Exercise requirements: Print the lines starting at the line containing "Rebuild this screenshot" and ending at the line containing "border border-t-[#a0a0a0] border-l-[#a0a0a0]", exactly and in full, without the pictures.

Input:
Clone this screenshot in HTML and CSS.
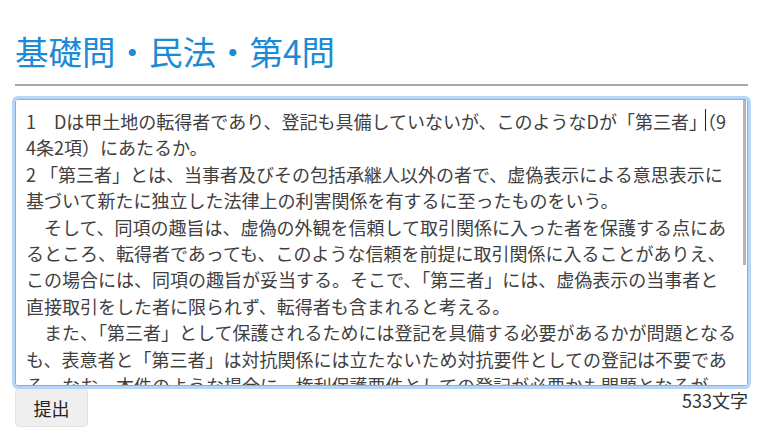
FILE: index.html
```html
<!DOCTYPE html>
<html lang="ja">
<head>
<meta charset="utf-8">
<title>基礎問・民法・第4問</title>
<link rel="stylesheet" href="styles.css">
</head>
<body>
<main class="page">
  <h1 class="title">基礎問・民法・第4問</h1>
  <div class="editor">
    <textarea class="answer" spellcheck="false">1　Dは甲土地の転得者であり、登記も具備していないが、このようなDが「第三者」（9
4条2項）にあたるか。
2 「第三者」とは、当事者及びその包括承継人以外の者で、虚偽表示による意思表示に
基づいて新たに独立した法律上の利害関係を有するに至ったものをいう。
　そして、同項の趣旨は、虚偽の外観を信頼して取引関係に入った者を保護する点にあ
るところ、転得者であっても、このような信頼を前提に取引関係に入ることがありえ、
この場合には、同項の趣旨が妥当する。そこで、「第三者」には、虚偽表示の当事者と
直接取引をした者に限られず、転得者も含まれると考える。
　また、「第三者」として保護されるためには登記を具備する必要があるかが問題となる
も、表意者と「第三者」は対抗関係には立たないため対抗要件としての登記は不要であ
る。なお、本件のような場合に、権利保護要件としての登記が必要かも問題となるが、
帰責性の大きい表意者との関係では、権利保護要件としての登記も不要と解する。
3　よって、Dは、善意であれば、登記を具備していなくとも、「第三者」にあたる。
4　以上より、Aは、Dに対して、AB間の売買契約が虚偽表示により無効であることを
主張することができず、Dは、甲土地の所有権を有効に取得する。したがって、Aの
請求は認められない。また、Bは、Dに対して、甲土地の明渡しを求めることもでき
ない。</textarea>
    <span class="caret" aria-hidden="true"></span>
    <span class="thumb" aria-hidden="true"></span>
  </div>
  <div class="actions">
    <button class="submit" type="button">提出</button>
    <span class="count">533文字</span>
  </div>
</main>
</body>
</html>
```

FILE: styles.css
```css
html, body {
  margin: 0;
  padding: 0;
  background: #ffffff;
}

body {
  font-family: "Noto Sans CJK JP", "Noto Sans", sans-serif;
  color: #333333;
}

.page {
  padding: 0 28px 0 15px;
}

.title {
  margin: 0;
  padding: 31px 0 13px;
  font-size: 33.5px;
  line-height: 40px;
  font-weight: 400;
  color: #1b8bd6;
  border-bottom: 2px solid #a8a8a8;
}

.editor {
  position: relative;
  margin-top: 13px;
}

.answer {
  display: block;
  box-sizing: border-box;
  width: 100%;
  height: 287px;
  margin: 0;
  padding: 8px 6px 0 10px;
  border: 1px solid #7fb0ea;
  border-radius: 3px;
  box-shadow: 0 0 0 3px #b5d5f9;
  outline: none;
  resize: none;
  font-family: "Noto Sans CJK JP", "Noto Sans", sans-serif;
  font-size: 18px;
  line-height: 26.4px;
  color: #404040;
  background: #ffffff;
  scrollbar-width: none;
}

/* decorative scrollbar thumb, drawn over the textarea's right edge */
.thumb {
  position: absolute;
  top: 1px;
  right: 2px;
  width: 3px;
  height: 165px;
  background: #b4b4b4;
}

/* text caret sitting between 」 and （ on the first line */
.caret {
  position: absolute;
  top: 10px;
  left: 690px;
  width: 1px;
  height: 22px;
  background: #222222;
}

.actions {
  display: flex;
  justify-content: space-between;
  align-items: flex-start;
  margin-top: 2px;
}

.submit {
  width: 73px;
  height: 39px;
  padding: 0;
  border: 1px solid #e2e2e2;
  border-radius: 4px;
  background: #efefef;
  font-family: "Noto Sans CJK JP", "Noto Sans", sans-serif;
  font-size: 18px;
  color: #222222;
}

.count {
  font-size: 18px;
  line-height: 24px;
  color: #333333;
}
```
---
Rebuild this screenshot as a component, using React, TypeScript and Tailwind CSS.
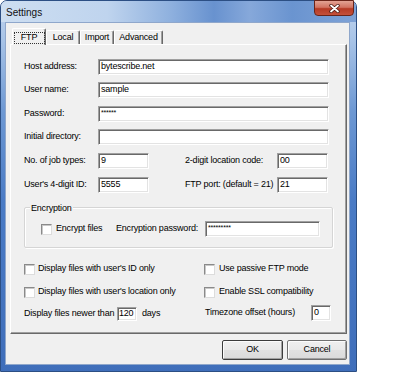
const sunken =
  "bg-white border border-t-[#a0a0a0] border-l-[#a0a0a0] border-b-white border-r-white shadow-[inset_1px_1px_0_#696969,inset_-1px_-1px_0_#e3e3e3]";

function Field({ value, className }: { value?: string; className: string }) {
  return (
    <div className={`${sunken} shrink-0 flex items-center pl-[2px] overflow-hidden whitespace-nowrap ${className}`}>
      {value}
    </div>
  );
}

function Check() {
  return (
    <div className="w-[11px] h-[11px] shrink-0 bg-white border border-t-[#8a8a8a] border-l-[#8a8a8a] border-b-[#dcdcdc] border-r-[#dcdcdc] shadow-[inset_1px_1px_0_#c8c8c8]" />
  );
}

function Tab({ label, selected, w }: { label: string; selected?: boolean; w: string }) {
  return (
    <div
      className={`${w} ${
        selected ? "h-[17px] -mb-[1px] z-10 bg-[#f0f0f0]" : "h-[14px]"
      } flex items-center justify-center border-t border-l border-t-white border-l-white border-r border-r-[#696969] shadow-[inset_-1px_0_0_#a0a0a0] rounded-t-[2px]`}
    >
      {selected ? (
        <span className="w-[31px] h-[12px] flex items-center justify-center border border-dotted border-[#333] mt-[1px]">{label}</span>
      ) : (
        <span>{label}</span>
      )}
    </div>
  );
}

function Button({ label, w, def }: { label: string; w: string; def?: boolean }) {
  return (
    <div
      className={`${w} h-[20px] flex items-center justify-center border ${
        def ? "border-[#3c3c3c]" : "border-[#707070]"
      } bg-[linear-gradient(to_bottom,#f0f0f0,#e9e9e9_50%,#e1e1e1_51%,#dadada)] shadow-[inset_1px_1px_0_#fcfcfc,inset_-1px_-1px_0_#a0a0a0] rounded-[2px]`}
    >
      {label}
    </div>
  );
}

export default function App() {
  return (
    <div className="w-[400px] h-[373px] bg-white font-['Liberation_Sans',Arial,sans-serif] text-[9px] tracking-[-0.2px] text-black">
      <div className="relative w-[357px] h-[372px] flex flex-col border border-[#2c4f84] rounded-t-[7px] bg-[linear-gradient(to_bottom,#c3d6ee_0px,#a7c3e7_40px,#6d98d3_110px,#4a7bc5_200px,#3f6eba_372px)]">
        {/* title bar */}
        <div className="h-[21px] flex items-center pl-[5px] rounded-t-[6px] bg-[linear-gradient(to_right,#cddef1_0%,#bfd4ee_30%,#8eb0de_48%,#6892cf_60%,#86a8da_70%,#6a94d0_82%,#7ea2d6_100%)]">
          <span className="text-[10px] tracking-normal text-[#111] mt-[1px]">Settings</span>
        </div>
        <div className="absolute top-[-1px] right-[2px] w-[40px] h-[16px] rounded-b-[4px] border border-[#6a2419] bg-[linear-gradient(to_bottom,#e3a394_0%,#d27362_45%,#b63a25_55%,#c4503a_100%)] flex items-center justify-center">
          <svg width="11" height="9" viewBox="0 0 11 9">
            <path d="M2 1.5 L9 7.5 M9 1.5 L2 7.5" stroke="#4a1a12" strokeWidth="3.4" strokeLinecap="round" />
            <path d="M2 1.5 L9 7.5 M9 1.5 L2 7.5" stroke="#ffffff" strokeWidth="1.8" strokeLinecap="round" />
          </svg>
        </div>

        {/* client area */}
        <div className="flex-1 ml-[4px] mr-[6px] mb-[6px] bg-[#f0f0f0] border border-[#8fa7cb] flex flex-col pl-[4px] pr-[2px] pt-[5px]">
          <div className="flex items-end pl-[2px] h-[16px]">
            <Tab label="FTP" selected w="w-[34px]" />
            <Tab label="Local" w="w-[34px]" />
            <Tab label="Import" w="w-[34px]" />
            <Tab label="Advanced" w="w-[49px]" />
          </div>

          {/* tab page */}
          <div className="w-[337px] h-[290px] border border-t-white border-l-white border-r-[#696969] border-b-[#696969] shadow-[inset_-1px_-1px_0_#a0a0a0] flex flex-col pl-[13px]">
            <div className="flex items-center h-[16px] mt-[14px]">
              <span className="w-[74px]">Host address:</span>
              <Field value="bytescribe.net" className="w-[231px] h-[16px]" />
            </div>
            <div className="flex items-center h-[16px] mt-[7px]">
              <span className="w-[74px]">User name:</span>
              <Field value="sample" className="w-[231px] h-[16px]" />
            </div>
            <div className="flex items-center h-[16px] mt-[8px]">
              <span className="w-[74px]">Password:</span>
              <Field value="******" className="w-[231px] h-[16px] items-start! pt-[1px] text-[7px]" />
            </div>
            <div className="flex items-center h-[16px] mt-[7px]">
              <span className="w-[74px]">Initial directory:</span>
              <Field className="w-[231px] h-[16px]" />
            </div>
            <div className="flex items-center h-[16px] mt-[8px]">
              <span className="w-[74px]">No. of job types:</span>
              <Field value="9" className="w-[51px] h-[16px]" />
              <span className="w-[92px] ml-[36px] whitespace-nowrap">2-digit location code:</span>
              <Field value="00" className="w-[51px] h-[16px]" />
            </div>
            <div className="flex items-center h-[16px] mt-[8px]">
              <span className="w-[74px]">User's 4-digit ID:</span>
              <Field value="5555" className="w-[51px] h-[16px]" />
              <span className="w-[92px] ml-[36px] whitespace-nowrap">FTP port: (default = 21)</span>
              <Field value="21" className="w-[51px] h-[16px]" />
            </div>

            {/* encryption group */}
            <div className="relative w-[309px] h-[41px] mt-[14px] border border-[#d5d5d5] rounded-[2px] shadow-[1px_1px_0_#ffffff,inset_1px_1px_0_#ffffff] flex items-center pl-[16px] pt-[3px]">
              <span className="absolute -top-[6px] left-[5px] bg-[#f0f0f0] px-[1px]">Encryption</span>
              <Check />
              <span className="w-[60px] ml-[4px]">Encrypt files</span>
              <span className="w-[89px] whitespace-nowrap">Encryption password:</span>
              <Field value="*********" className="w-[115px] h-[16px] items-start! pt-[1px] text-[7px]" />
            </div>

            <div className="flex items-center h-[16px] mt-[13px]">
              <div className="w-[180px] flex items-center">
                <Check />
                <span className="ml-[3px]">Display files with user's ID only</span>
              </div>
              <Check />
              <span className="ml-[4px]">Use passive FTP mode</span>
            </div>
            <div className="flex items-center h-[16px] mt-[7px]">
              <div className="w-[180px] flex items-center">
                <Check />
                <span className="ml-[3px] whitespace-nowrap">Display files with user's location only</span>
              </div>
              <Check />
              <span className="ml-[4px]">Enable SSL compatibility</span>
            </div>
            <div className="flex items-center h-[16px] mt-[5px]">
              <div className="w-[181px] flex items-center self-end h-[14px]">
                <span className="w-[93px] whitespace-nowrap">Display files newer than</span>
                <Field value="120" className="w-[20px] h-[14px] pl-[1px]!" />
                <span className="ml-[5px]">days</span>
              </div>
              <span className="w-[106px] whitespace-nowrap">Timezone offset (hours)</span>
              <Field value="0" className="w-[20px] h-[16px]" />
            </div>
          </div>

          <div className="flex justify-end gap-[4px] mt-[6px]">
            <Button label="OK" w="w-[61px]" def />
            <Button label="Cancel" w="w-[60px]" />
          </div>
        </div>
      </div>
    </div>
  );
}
---
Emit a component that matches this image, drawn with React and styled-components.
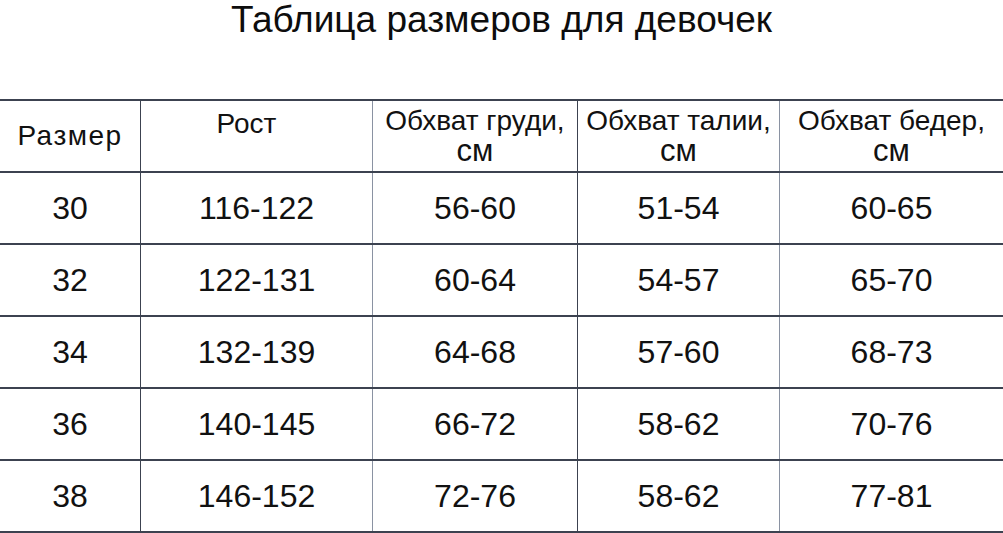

Task output:
Rebuild this screenshot as a component, using React, TypeScript and Tailwind CSS.
const sunken =
  "bg-white border border-t-[#a0a0a0] border-l-[#a0a0a0] border-b-white border-r-white shadow-[inset_1px_1px_0_#696969,inset_-1px_-1px_0_#e3e3e3]";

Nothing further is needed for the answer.